December 16, 2009

OH, PLAY THAT THING

by Roddy Doyle
Vintage; 2005

Review by Bill Kirton

So far, there are two books in Roddy Doyle’s The Last Roundup. The first, A Star Called Henry, was (apparently, because I haven’t read it) brilliant; the second, Oh, Play That Thing! (which I have read), seems to have disappointed his fans because they felt let down by it. Its opening and some of the themes which thread through it make it clear that it’s part of a continuum and its ending sets up a return to Dublin in a novel which has yet to appear. This creates tiny problems when treating it as a self-contained work but maybe also explains some of my reservations as I read it.

First, I need to state my respect and admiration for Doyle. His Paddy Clarke Ha Ha Ha is the only Booker Prize winner I’ve enjoyed without reservation and The Woman Who Walked Into Doors is terrible and superb. (‘Terrible’ here doesn’t mean bad. I remember little of most books I read but one kiss in this one has stayed with me because it defines a relationship in a way which denies love, sexuality, affection and all the normal associations of kissing. It’s a powerful book.)

So I had high-ish hopes of Oh, Play That Thing! and, sure enough, it gallops into its picaresque stride right away with the hero, Henry Smart, leaving Liverpool and arriving on Ellis Island, ready to take on America and evade his IRA pursuers. Characters, actions, gags as well as social observations pile on top of one another and Henry has little time to worry about the killers who are after him or even to give much thought to the woman and child he’s left behind. His wits, humour and way with words help him to start making a good living, get laid and become a noticeable presence, first in New York then, when his unwise choices set more big hitters against him, in Chicago.

So far, so entertaining. As well as following his fortunes, we’ve seen how immigration works and what sort of things went on to beat Prohibition. We’ve met larger than life characters who’ll return later and who fit easily into and contribute to the novel’s dynamics. But I have to admit that, even as I was enjoying reading it, I found myself asking ‘So what?’, ‘What point’s being made?’, ‘What’s it all for?’ I know, I know, novels don’t have to be ‘for’ anything as long as they’re pleasurable to read. But here there was a sense of an underlying purpose which was refusing to emerge.

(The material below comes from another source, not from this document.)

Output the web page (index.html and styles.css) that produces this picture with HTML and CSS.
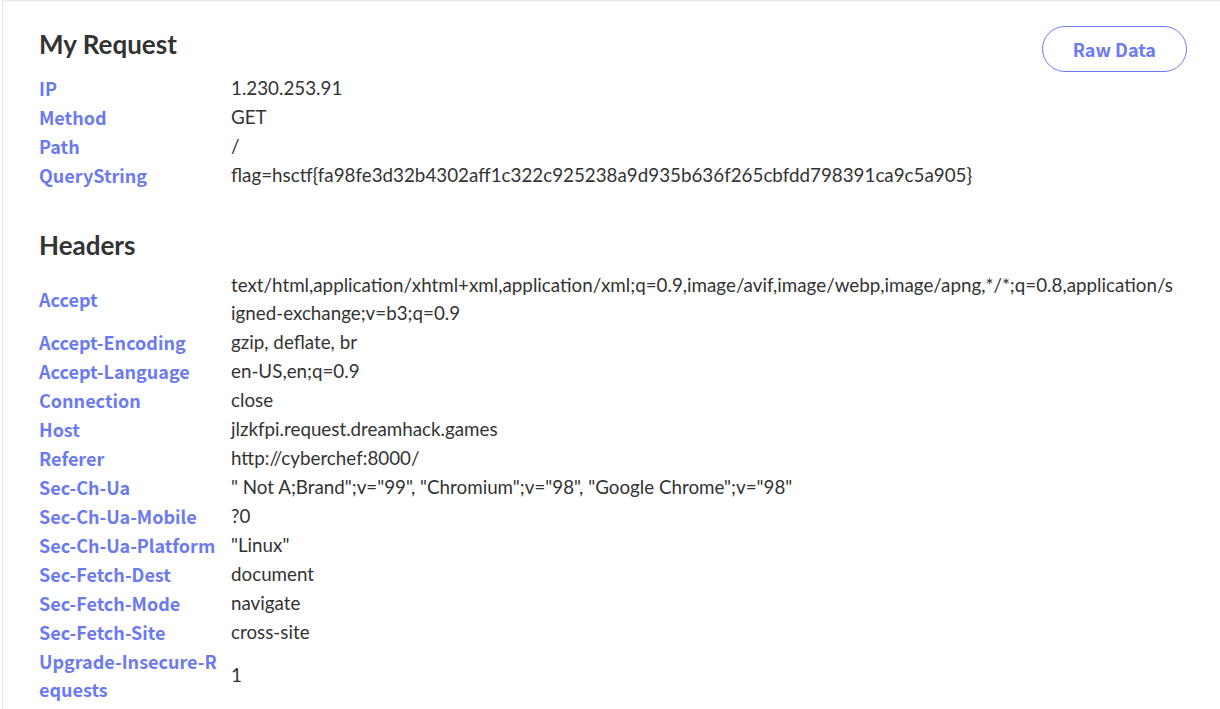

Then, in Chicago, enter another character, one who takes over the narrative drive and draws Henry along with him. OK, fine. It’s still Henry who’s the narrator and it’s still his story. But this other character is Louis Armstrong – not just any old Louis Armstrong but THE LOUIS ARMSTRONG. Again, that’s fine if he just appears in order to add authenticity and a sense of the period Henry’s living through, but no, he’s closely woven into events. And so I stop believing in any of it. He chooses Henry as ‘his white man’ to help keep other white men away, he helps Henry to escape from some pursuers, in fact, he becomes part of Henry’s story. And yet simultaneously this is Louis Armstrong, who’s living his own story.

And, in the end, that helped me to explain my unease about this book. Maybe Doyle is deliberately breaking the conventions; he’s earned the right to do so and has the talent to pull it off. But when he punctures the illusion of his fictive reality in that way, he’s asking too much (of this reader at least). So later – after many, many more adventures, near misses, shootings, the discovery and subsequent loss of his wife and children (he adds a son to his family in the midst of his other adventures), encounters with the IRA and the New York people who are looking for him, etc., etc. – when we get to the Great Depression and the trek westwards, riding box cars through the American Dustbowl, the sense of a fractured fictional experience takes over. The descriptions of the poverty and hardships of those years are powerful, relentless. There’s no doubting how much Doyle was moved by what those who lived through it experienced, but it feels as if it’s been grafted on to a different story – that of Henry – and Henry’s woes (the loss of his family and a leg) are irrelevant because, after all, they’re not ‘real’. Doyle’s lost the balance between his central narrative and its backgrounds and settings. I know they inform each other but there’s such a stylistic difference between them, such a tension between what one feels about the realities of life for the underclasses in the USA at that time and what one feels for the not always attractive central character that one can’t commit fully to the reading experience.

By the time I got near the end, when Henry’s wandered into the desert, felt himself to be dying and then is found by Henry Fonda, who’s filming nearby, Doyle had lost me. I’d still enjoyed reading it all, I had the feel of things such as Prohibition, bootlegging, the impact of jazz, the Irish diaspora and the Depression, but it felt episodic and I’d lost my belief in the reality of the central character. So much so that I don’t think I’ll bother to read A Star Called Henry, even though, according to fans, it’s a much better book. However, if and when the next in the series appears, I may well give it a try. Doyle’s too good a writer to dismiss so easily.